Hence, you have the government officials all concerned with their money and the hijackers that will risk life and limb to steal it from them. All of that jonesing for the almighty dollar leads to explosions, death, skiing, and excitement. Boring!
On the flipside, you have the cliffhangers that care only for cliffhanging. So long as there is a precipice to dig their toes into or a summit to scale, they are as happy, if not happier, than the corporate sellouts that chase the almighty dollar to no avail.
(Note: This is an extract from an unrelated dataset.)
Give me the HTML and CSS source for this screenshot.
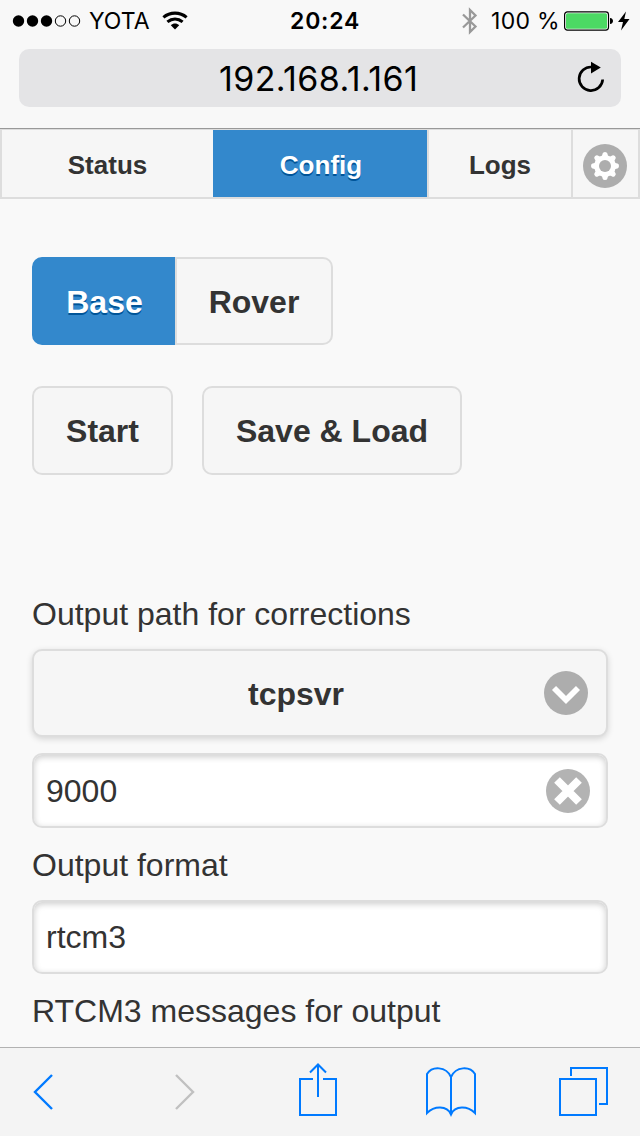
FILE: index.html
```html
<!DOCTYPE html>
<html lang="en">
<head>
<meta charset="utf-8">
<title>192.168.1.161</title>
<link rel="stylesheet" href="styles.css">
</head>
<body>
<div class="screen">
  <header class="browser-top">
    <div class="status-bar">
      <svg class="signal" width="70" height="14" viewBox="0 0 70 14"><g fill="#000"><circle cx="6.500" cy="7" r="5.700"/><circle cx="20.500" cy="7" r="5.700"/><circle cx="34.500" cy="7" r="5.700"/></g><g fill="none" stroke="#000"><circle cx="48.500" cy="7" r="5.200"/><circle cx="62.500" cy="7" r="5.200"/></g></svg>
      <span class="carrier">YOTA</span>
      <svg class="wifi" width="26" height="20" viewBox="0 0 26 20"><path d="M1.400 6.400C8 .7 18 .7 24.600 6.400M5.400 10.900C10 7.200 16 7.200 20.600 10.900" fill="none" stroke="#000" stroke-width="3.100"/><path d="M8.800 14.200C11.300 11.800 14.700 11.800 17.200 14.200L13 18.500z"/></svg>
      <span class="time">20:24</span>
      <svg class="bluetooth" width="18" height="28" viewBox="0 0 18 28"><path d="M2 7.500l12.500 12L9 25V3L14.500 8.500 2 20.500" fill="none" stroke="#999" stroke-width="2.300"/></svg>
      <span class="charge">100 %</span>
      <svg class="battery" width="50" height="20" viewBox="0 0 50 20"><rect x=".6" y=".9" width="43.900" height="18.200" rx="2.800" fill="#fff" stroke="#000" stroke-width="1.200"/><rect x="2" y="2.200" width="41" height="15.600" rx="1.500" fill="#4cd964"/><path d="M46 7c2 0 3 1.500 3 3s-1 3-3 3z"/></svg>
      <svg class="bolt" width="14" height="20" viewBox="0 0 14 20"><path d="M9 .5L1 11h5l-2 8.500L12.500 8H7.300z"/></svg>
    </div>
    <div class="address">
      <span class="url">192.168.1.161</span>
      <svg class="reload" width="30" height="34" viewBox="0 0 30 34"><path d="M26.700 18.500A11.800 11.800 0 1 1 15.500 6" fill="none" stroke="#000" stroke-width="2.700"/><path d="M15 .8l9.800 5.800-9.800 6z"/></svg>
    </div>
  </header>
  <nav class="tabs">
    <a class="tab tab-status">Status</a>
    <a class="tab tab-config">Config</a>
    <a class="tab tab-logs">Logs</a>
    <a class="tab tab-settings">
      <svg width="44" height="44" viewBox="0 0 44 44"><circle cx="22" cy="22" r="22" fill="#adadad"/><g fill="#fff"><circle cx="22" cy="22" r="10.800"/><g id="teeth"><path d="M19.600 9.500Q20 8 22 8t2.400 1.500L25.500 14h-7zM19.600 34.500Q20 36 22 36t2.400-1.500L25.500 30h-7zM9.500 19.600Q8 20 8 22t1.500 2.400L14 25.500v-7zM34.500 19.600Q36 20 36 22t-1.500 2.400L30 25.500v-7z"/></g><use href="#teeth" transform="rotate(45 22 22)"/></g><circle cx="22" cy="22" r="6" fill="#adadad"/></svg>
    </a>
  </nav>
  <main class="content">
    <div class="mode">
      <button class="mode-item selected">Base</button>
      <button class="mode-item">Rover</button>
    </div>
    <div class="actions">
      <button class="button start">Start</button>
      <button class="button save">Save &amp; Load</button>
    </div>
    <form class="fields">
      <div class="label">Output path for corrections</div>
      <div class="select"><span class="select-text">tcpsvr</span>
        <svg width="44" height="44" viewBox="0 0 44 44"><circle cx="22" cy="22" r="22" fill="#adadad"/><path d="M10 17l12 12 12-12" fill="none" stroke="#fff" stroke-width="5.700"/></svg>
      </div>
      <div class="input"><span class="value value-port">9000</span>
        <svg width="44" height="44" viewBox="0 0 44 44"><circle cx="22" cy="22" r="22" fill="#b3b3b3"/><path d="M11 11l22 22M33 11L11 33" fill="none" stroke="#fff" stroke-width="8"/></svg>
      </div>
      <div class="label">Output format</div>
      <div class="input input-format"><span class="value">rtcm3</span></div>
      <div class="label">RTCM3 messages for output</div>
    </form>
  </main>
  <footer class="toolbar">
    <svg class="back" width="24" height="88" viewBox="0 0 24 88"><path d="M20 27L3 44l17 17"/></svg>
    <svg class="forward" width="24" height="88" viewBox="0 0 24 88"><path d="M3 27L20 44 3 61"/></svg>
    <svg class="share" width="40" height="88" viewBox="0 0 40 88"><path d="M15 31H2v36h36V31H25M20 49V16.500M12 24.500l8-8 8 8"/></svg>
    <svg class="book" width="52" height="88" viewBox="0 0 52 88"><path d="M26 67V29C21 18 7 18 2 26v39C9 58 22 57 26 66.500C30 57 43 58 50 65V26C45 18 31 18 26 29"/></svg>
    <svg class="pages" width="52" height="88" viewBox="0 0 52 88"><path d="M2 31h36v36H2zM13 28v-8h36v36h-8"/></svg>
  </footer>
</div>
</body>
</html>
```
FILE: styles.css
```css
* { box-sizing: border-box; }
body { margin: 0; }
svg { display: block; flex: none; }
.screen {
  width: 640px;
  height: 1136px;
  overflow: hidden;
  display: flex;
  flex-direction: column;
  background: #f9f9f9;
  color: #333;
  font-family: "Liberation Sans", Arial, sans-serif;
}
.browser-top {
  height: 129px;
  flex: none;
  background: #f8f8f8;
  border-bottom: 1px solid #999;
  color: #000;
  font-family: Inter, sans-serif;
}
.status-bar {
  height: 49px;
  padding: 0 0 8px 12px;
  display: flex;
  align-items: center;
  font-size: 23px;
  white-space: nowrap;
}
.carrier { width: 80px; padding-left: 7px; }
.time { width: 70px; margin-left: 102px; font-weight: 600; letter-spacing: .8px; }
.bluetooth { margin-left: 101px; }
.charge { width: 74px; margin-left: 11px; padding-left: 1px; letter-spacing: .3px; }
.bolt { margin-left: 3px; }
.address {
  height: 58px;
  margin: 0 19px;
  padding: 0 15px 0 200px;
  display: flex;
  align-items: center;
  justify-content: space-between;
  background: #e4e4e6;
  border-radius: 10px;
  font-size: 34px;
}
.url { letter-spacing: .4px; }
.tabs {
  height: 70px;
  flex: none;
  display: flex;
  background: #f6f6f6;
  border: 2px solid #ddd;
  border-top-width: 1px;
}
.tab {
  display: flex;
  align-items: center;
  justify-content: center;
  padding-top: 3px;
  font-size: 26px;
  font-weight: 700;
}
.tab-status { width: 211px; }
.tab-config {
  width: 214px;
  padding-left: 2px;
  background: #38c;
  color: #fff;
  text-shadow: 0 2px 0 #059;
}
.tab-logs { width: 146px; border: solid #ddd; border-width: 0 2px; }
.tab-settings { width: 65px; padding: 5px 2px 0 0; }
.content { height: 848px; padding: 58px 32px 0; overflow: hidden; }
button {
  margin: 0;
  padding: 2px 0 0;
  border: 2px solid #ddd;
  background: #f6f6f6;
  color: #333;
  font: 700 32px "Liberation Sans", Arial, sans-serif;
}
.mode { display: flex; height: 88px; }
.mode-item { width: 158px; border-radius: 0 10px 10px 0; }
.mode-item.selected {
  width: 143px;
  padding-left: 2px;
  background: #38c;
  border-color: #38c;
  border-radius: 10px 0 0 10px;
  color: #fff;
  text-shadow: 0 2px 0 #059;
}
.actions { display: flex; gap: 29px; height: 89px; margin-top: 41px; }
.button { border-radius: 10px; }
.start { width: 141px; }
.save { width: 260px; }
.fields { margin-top: 119px; font-size: 32px; }
.label { height: 40px; line-height: 40px; margin-bottom: 15px; }
.select, .input {
  display: flex;
  align-items: center;
  justify-content: space-between;
  border: 2px solid #ddd;
  border-radius: 10px;
}
.select {
  height: 88px;
  margin-bottom: 16px;
  padding-right: 18px;
  background: #f6f6f6;
  font-weight: 700;
  box-shadow: 0 2px 6px rgba(0, 0, 0, .15);
}
.select-text { flex: 1; padding: 2px 0 0 14px; text-align: center; }
.input {
  height: 75px;
  margin-bottom: 17px;
  padding: 0 16px 0 12px;
  background: #fff;
  box-shadow: inset 0 2px 6px rgba(0, 0, 0, .2);
}
.value-port { padding-top: 2px; }
.input-format { height: 74px; }
.toolbar {
  height: 89px;
  flex: none;
  display: flex;
  padding-left: 32px;
  border-top: 1px solid #b2b2b2;
  background: #f4f4f4;
}
.toolbar path { fill: none; stroke: #007aff; stroke-width: 2; }
.toolbar .back path { stroke-width: 2.400; }
.toolbar .forward path { stroke: #c0c0c0; stroke-width: 2.400; }
.forward { margin-left: 117px; }
.share { margin-left: 101px; }
.book { margin-left: 87px; }
.pages { margin-left: 81px; }
```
Heck, at one point, while Gabe and Jessie are stranded in the cold vacuum that is the mountainside, they use stacks of money to keep a fire roaring. It costs a fortune to heat this place, indeed. They could have pocketed some of it, took it home with them, set aside a rainy day fund for those lean cliffhanging years, but they don’t. It won’t bring them happiness. Only the burden of goods and services.
A toast to Cliffhanger. Were it not for your cautionary tale about chasing the emptiness of the almighty dollar and a generation of Americans not living within their means, we might not have been ready for the economic meltdown that faced us some fifteen years later. Bravo.